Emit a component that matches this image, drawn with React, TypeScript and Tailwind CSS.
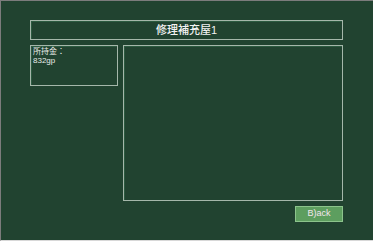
export default function App() {
  const frame = 'border border-[#a5b7aa] shadow-[inset_1px_1px_0_#2c5a40]';
  return (
    <div
      className="w-[373px] h-[241px] bg-[#214330] border-t border-l border-b border-t-[#7c7c7c] border-l-[#7c7c7c] border-b-[#d8d8d8] overflow-hidden"
      style={{ fontFamily: '"Liberation Sans", "Noto Sans CJK JP", sans-serif' }}
    >
      <div className="ml-[29px] mt-[19px] w-[313px] flex flex-col gap-[5px]">
        <div className={`${frame} h-[20px] flex items-center justify-center text-[11px] font-medium text-[#f2f2f2]`}>
          修理補充屋1
        </div>
        <div className="flex gap-[5px] items-start">
          <div className={`${frame} w-[88px] h-[41px] px-[2px] pt-[1px] text-[8px] leading-[9px] text-[#e8ece8]`}>
            <div>所持金：</div>
            <div>832gp</div>
          </div>
          <div className={`${frame} w-[220px] h-[156px]`} />
        </div>
        <div className="flex justify-end">
          <div className="w-[48px] h-[16px] bg-[#5d9e5f] border border-[#8cc48c] flex items-center justify-center text-[9px] text-[#f3e6ee]">
            B)ack
          </div>
        </div>
      </div>
    </div>
  );
}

Challenge:
Make an exact copy of the data, leaving its pictures out.

Solved problem:
Emit a component that matches this image, drawn with React, TypeScript and Tailwind CSS.
export default function App() {
  const frame = 'border border-[#a5b7aa] shadow-[inset_1px_1px_0_#2c5a40]';
  return (
    <div
      className="w-[373px] h-[241px] bg-[#214330] border-t border-l border-b border-t-[#7c7c7c] border-l-[#7c7c7c] border-b-[#d8d8d8] overflow-hidden"
      style={{ fontFamily: '"Liberation Sans", "Noto Sans CJK JP", sans-serif' }}
    >
      <div className="ml-[29px] mt-[19px] w-[313px] flex flex-col gap-[5px]">
        <div className={`${frame} h-[20px] flex items-center justify-center text-[11px] font-medium text-[#f2f2f2]`}>
          修理補充屋1
        </div>
        <div className="flex gap-[5px] items-start">
          <div className={`${frame} w-[88px] h-[41px] px-[2px] pt-[1px] text-[8px] leading-[9px] text-[#e8ece8]`}>
            <div>所持金：</div>
            <div>832gp</div>
          </div>
          <div className={`${frame} w-[220px] h-[156px]`} />
        </div>
        <div className="flex justify-end">
          <div className="w-[48px] h-[16px] bg-[#5d9e5f] border border-[#8cc48c] flex items-center justify-center text-[9px] text-[#f3e6ee]">
            B)ack
          </div>
        </div>
      </div>
    </div>
  );
}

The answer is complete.